GIVEN PROBLEM
Set the data down again, exactly as it reads, but without the pictures.
[START SOURCE EXCERPT]
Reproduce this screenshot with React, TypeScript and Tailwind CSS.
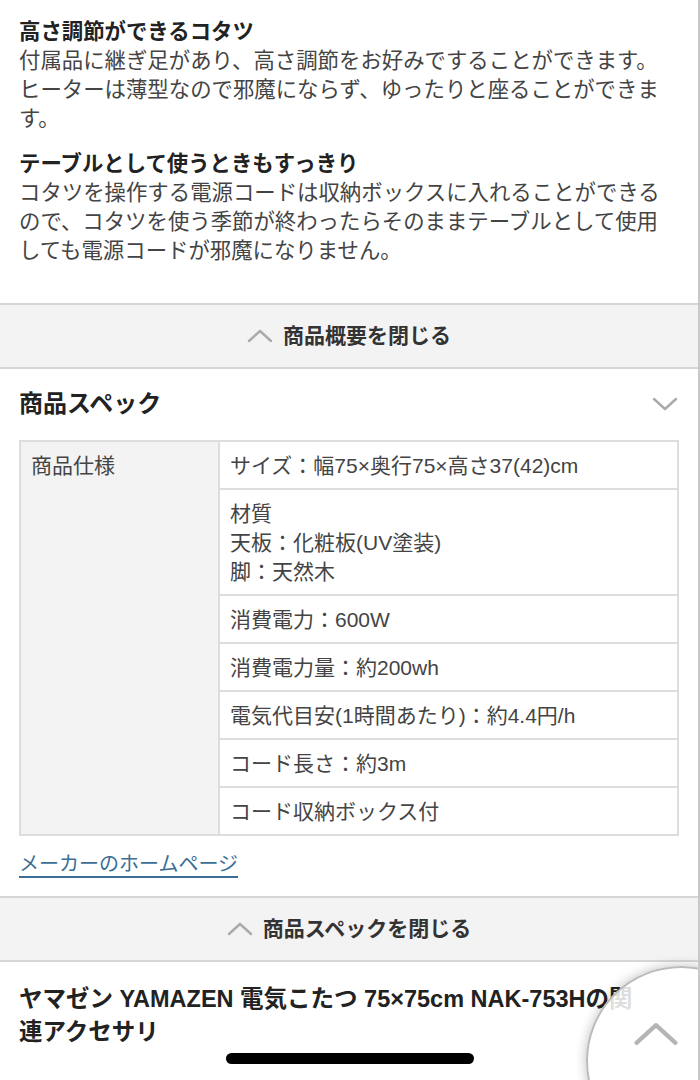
import React from "react";

const font = { fontFamily: '"Liberation Sans", "Noto Sans CJK JP", "Noto Sans", sans-serif' };

const Chevron = ({ dir, className }: { dir: "up" | "down"; className?: string }) => (
  <svg viewBox="0 0 26 14" className={className} fill="none">
    <path
      d={dir === "up" ? "M2 12 L13 2 L24 12" : "M2 2 L13 12 L24 2"}
      stroke="currentColor"
      strokeWidth="2.4"
      strokeLinecap="round"
      strokeLinejoin="round"
    />
  </svg>
);

const CloseBar = ({ label }: { label: string }) => (
  <div className="flex items-center justify-center gap-[10px] h-[66px] bg-[#f3f3f3] border-y-2 border-[#d6d6d6]">
    <Chevron dir="up" className="w-[26px] h-[14px] text-[#aaa]" />
    <span className="text-[21px] font-bold text-[#333]">{label}</span>
  </div>
);

const App = () => {
  const specs: string[][] = [
    ["サイズ：幅75×奥行75×高さ37(42)cm"],
    ["材質", "天板：化粧板(UV塗装)", "脚：天然木"],
    ["消費電力：600W"],
    ["消費電力量：約200wh"],
    ["電気代目安(1時間あたり)：約4.4円/h"],
    ["コード長さ：約3m"],
    ["コード収納ボックス付"],
  ];

  return (
    <div className="relative w-[700px] h-[1080px] overflow-hidden bg-white border-r-2 border-[#c8c8c8]" style={font}>
      {/* 商品概要 */}
      <section className="pl-[19px] pr-[26px] pt-[18px] pb-[37px] text-[21.4px] leading-[29px] text-[#444]">
        <h3 className="font-bold text-[#222]">高さ調節ができるコタツ</h3>
        <p>
          付属品に継ぎ足があり、高さ調節をお好みですることができます。ヒーターは薄型なので邪魔にならず、ゆったりと座ることができます。
        </p>
        <h3 className="mt-[16px] font-bold text-[#222]">テーブルとして使うときもすっきり</h3>
        <p>
          コタツを操作する電源コードは収納ボックスに入れることができるので、コタツを使う季節が終わったらそのままテーブルとして使用しても電源コードが邪魔になりません。
        </p>
      </section>

      <CloseBar label="商品概要を閉じる" />

      {/* 商品スペック */}
      <section className="px-[19px] pt-[19px] pb-[17px]">
        <div className="flex items-center justify-between">
          <h2 className="text-[24px] leading-[32px] font-bold text-[#222]">商品スペック</h2>
          <Chevron dir="down" className="w-[26px] h-[14px] text-[#aaa] mr-[1px]" />
        </div>
        <table className="mt-[20px] w-full border-collapse text-[21px] leading-[29px] text-[#444]">
          <tbody>
            {specs.map((lines, i) => (
              <tr key={i}>
                {i === 0 && (
                  <td
                    rowSpan={specs.length}
                    className="w-[199px] align-top bg-[#f3f3f3] border-2 border-[#ddd] px-[10px] py-[8.5px]"
                  >
                    商品仕様
                  </td>
                )}
                <td className="border-2 border-[#ddd] px-[10px] py-[8.5px]">
                  {lines.map((l, j) => (
                    <div key={j}>{l}</div>
                  ))}
                </td>
              </tr>
            ))}
          </tbody>
        </table>
        <a className="block mt-[14px] w-fit text-[20px] leading-[29px] text-[#3b6e96] underline underline-offset-[5px]">
          メーカーのホームページ
        </a>
      </section>

      <CloseBar label="商品スペックを閉じる" />

      <section className="pl-[19px] pr-[45px] pt-[21px]">
        <h2 className="text-[23.5px] leading-[33px] font-bold text-[#222]">
          ヤマゼン YAMAZEN 電気こたつ 75×75cm NAK-753Hの関連アクセサリ
        </h2>
      </section>

      {/* back to top button */}
      <div className="absolute left-[586px] top-[966px] w-[190px] h-[190px] rounded-full bg-white/85 border-2 border-[#bbb] shadow-[0_0_12px_rgba(0,0,0,0.25)]">
        <Chevron dir="up" className="absolute left-[45px] top-[53px] w-[46px] h-[26px] text-[#b5b5b5]" />
      </div>

      {/* home indicator */}
      <div className="absolute left-[226px] top-[1053px] w-[248px] h-[11px] rounded-full bg-black" />
    </div>
  );
};

export default App;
[END SOURCE EXCERPT]
RESULT BELOW
Reproduce this screenshot with React, TypeScript and Tailwind CSS.
import React from "react";

const font = { fontFamily: '"Liberation Sans", "Noto Sans CJK JP", "Noto Sans", sans-serif' };

const Chevron = ({ dir, className }: { dir: "up" | "down"; className?: string }) => (
  <svg viewBox="0 0 26 14" className={className} fill="none">
    <path
      d={dir === "up" ? "M2 12 L13 2 L24 12" : "M2 2 L13 12 L24 2"}
      stroke="currentColor"
      strokeWidth="2.4"
      strokeLinecap="round"
      strokeLinejoin="round"
    />
  </svg>
);

const CloseBar = ({ label }: { label: string }) => (
  <div className="flex items-center justify-center gap-[10px] h-[66px] bg-[#f3f3f3] border-y-2 border-[#d6d6d6]">
    <Chevron dir="up" className="w-[26px] h-[14px] text-[#aaa]" />
    <span className="text-[21px] font-bold text-[#333]">{label}</span>
  </div>
);

const App = () => {
  const specs: string[][] = [
    ["サイズ：幅75×奥行75×高さ37(42)cm"],
    ["材質", "天板：化粧板(UV塗装)", "脚：天然木"],
    ["消費電力：600W"],
    ["消費電力量：約200wh"],
    ["電気代目安(1時間あたり)：約4.4円/h"],
    ["コード長さ：約3m"],
    ["コード収納ボックス付"],
  ];

  return (
    <div className="relative w-[700px] h-[1080px] overflow-hidden bg-white border-r-2 border-[#c8c8c8]" style={font}>
      {/* 商品概要 */}
      <section className="pl-[19px] pr-[26px] pt-[18px] pb-[37px] text-[21.4px] leading-[29px] text-[#444]">
        <h3 className="font-bold text-[#222]">高さ調節ができるコタツ</h3>
        <p>
          付属品に継ぎ足があり、高さ調節をお好みですることができます。ヒーターは薄型なので邪魔にならず、ゆったりと座ることができます。
        </p>
        <h3 className="mt-[16px] font-bold text-[#222]">テーブルとして使うときもすっきり</h3>
        <p>
          コタツを操作する電源コードは収納ボックスに入れることができるので、コタツを使う季節が終わったらそのままテーブルとして使用しても電源コードが邪魔になりません。
        </p>
      </section>

      <CloseBar label="商品概要を閉じる" />

      {/* 商品スペック */}
      <section className="px-[19px] pt-[19px] pb-[17px]">
        <div className="flex items-center justify-between">
          <h2 className="text-[24px] leading-[32px] font-bold text-[#222]">商品スペック</h2>
          <Chevron dir="down" className="w-[26px] h-[14px] text-[#aaa] mr-[1px]" />
        </div>
        <table className="mt-[20px] w-full border-collapse text-[21px] leading-[29px] text-[#444]">
          <tbody>
            {specs.map((lines, i) => (
              <tr key={i}>
                {i === 0 && (
                  <td
                    rowSpan={specs.length}
                    className="w-[199px] align-top bg-[#f3f3f3] border-2 border-[#ddd] px-[10px] py-[8.5px]"
                  >
                    商品仕様
                  </td>
                )}
                <td className="border-2 border-[#ddd] px-[10px] py-[8.5px]">
                  {lines.map((l, j) => (
                    <div key={j}>{l}</div>
                  ))}
                </td>
              </tr>
            ))}
          </tbody>
        </table>
        <a className="block mt-[14px] w-fit text-[20px] leading-[29px] text-[#3b6e96] underline underline-offset-[5px]">
          メーカーのホームページ
        </a>
      </section>

      <CloseBar label="商品スペックを閉じる" />

      <section className="pl-[19px] pr-[45px] pt-[21px]">
        <h2 className="text-[23.5px] leading-[33px] font-bold text-[#222]">
          ヤマゼン YAMAZEN 電気こたつ 75×75cm NAK-753Hの関連アクセサリ
        </h2>
      </section>

      {/* back to top button */}
      <div className="absolute left-[586px] top-[966px] w-[190px] h-[190px] rounded-full bg-white/85 border-2 border-[#bbb] shadow-[0_0_12px_rgba(0,0,0,0.25)]">
        <Chevron dir="up" className="absolute left-[45px] top-[53px] w-[46px] h-[26px] text-[#b5b5b5]" />
      </div>

      {/* home indicator */}
      <div className="absolute left-[226px] top-[1053px] w-[248px] h-[11px] rounded-full bg-black" />
    </div>
  );
};

export default App;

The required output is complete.